DATA BLOCK:
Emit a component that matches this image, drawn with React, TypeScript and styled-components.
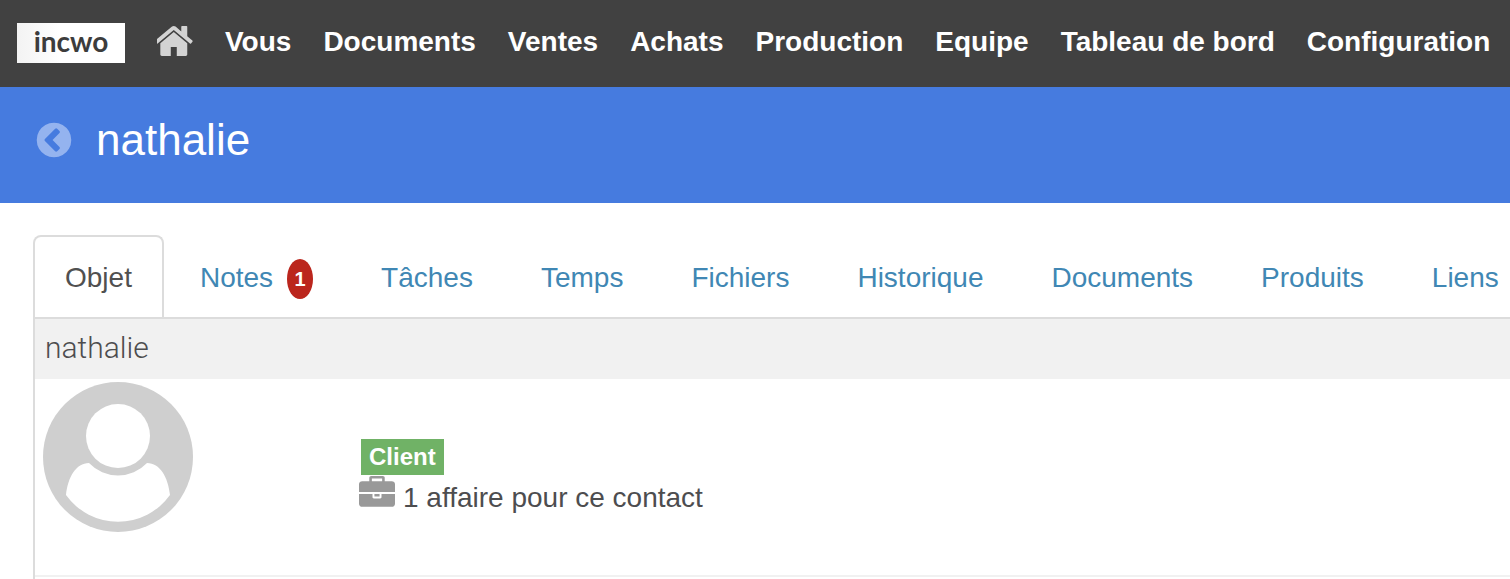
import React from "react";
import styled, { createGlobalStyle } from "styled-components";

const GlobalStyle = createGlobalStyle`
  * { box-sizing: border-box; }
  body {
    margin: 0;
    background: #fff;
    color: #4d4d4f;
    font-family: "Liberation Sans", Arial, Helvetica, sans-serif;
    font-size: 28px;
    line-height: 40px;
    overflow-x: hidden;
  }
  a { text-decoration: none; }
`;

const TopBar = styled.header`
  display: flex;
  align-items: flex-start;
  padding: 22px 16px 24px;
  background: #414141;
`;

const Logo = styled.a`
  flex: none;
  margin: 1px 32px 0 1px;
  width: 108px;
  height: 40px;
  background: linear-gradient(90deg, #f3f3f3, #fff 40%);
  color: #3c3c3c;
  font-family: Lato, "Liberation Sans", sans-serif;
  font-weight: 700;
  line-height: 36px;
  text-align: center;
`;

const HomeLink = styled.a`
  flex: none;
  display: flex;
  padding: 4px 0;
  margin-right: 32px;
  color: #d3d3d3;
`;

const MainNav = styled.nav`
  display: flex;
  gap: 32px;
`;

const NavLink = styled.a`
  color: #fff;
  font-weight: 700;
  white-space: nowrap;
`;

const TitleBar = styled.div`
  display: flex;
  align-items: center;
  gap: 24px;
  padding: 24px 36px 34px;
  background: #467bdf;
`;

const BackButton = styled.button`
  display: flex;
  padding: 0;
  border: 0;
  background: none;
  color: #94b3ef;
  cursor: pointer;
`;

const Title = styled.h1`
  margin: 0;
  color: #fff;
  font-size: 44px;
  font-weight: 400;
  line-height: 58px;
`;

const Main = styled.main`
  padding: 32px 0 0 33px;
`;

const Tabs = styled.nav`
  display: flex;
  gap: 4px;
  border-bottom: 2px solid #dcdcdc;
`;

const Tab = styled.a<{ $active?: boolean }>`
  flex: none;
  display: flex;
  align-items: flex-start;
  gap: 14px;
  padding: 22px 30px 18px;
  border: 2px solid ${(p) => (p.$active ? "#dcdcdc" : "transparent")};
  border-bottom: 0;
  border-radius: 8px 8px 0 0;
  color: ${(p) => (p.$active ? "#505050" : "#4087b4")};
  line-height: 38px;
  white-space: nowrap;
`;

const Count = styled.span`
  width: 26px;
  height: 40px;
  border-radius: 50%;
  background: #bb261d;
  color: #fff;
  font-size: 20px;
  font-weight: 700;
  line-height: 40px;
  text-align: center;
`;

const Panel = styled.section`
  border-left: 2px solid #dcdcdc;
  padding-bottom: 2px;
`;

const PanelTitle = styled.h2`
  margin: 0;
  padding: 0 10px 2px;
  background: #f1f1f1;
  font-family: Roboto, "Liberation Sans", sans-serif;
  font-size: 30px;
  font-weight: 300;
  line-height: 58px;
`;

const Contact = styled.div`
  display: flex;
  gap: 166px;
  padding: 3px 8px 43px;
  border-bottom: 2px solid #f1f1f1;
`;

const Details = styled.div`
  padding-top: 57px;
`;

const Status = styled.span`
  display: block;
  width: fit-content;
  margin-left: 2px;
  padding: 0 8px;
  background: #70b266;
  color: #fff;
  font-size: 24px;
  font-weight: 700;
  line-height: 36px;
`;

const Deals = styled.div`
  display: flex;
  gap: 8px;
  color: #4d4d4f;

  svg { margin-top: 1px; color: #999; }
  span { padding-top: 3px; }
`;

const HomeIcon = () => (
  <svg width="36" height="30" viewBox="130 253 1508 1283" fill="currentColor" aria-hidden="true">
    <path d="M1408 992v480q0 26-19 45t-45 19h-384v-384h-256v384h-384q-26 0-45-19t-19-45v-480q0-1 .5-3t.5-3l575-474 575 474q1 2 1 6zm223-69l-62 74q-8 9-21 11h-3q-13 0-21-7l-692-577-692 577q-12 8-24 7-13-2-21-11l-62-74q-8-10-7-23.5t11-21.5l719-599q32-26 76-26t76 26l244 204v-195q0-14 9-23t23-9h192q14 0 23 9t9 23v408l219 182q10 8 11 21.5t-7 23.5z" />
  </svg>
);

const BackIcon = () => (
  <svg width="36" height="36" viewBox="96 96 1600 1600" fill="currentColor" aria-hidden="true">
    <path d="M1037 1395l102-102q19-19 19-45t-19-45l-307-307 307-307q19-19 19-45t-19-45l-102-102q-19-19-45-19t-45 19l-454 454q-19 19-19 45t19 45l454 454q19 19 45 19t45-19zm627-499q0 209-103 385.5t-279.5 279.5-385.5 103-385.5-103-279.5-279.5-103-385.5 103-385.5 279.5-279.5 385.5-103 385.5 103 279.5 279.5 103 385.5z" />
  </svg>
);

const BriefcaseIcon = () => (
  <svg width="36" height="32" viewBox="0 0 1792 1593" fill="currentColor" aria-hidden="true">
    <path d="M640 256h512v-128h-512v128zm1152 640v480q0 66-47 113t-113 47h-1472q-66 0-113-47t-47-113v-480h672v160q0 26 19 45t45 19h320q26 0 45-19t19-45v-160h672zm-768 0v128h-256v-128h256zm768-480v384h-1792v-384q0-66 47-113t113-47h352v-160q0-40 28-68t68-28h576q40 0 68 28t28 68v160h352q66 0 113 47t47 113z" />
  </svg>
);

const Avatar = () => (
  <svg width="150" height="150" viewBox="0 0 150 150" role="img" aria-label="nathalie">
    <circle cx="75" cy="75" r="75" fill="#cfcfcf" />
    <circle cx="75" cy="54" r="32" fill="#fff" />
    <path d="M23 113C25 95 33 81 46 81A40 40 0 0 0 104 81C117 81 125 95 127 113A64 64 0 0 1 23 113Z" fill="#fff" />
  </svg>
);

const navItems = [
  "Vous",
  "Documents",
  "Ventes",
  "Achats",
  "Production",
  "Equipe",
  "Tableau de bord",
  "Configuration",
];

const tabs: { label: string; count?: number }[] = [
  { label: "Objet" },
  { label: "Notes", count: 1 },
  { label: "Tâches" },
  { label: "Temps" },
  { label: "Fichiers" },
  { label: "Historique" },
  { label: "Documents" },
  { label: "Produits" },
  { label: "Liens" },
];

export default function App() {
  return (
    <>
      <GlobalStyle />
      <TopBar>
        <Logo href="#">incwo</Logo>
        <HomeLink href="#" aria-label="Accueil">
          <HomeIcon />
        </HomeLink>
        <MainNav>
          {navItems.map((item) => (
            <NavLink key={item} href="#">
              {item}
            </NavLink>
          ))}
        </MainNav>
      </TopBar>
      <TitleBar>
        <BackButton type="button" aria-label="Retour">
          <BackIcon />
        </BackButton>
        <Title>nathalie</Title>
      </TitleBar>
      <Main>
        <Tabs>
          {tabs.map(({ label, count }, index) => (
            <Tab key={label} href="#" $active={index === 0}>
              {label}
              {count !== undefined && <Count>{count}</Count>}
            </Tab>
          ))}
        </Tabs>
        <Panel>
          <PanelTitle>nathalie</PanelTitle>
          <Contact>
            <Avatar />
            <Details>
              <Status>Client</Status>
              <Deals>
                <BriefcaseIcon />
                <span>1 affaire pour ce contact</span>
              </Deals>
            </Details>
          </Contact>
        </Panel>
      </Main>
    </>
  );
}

INSTRUCTIONS TO FOLLOW: Gather all lines where the word "components" appears.

RESPONSE TO THE TASK:
Emit a component that matches this image, drawn with React, TypeScript and styled-components.
import styled, { createGlobalStyle } from "styled-components";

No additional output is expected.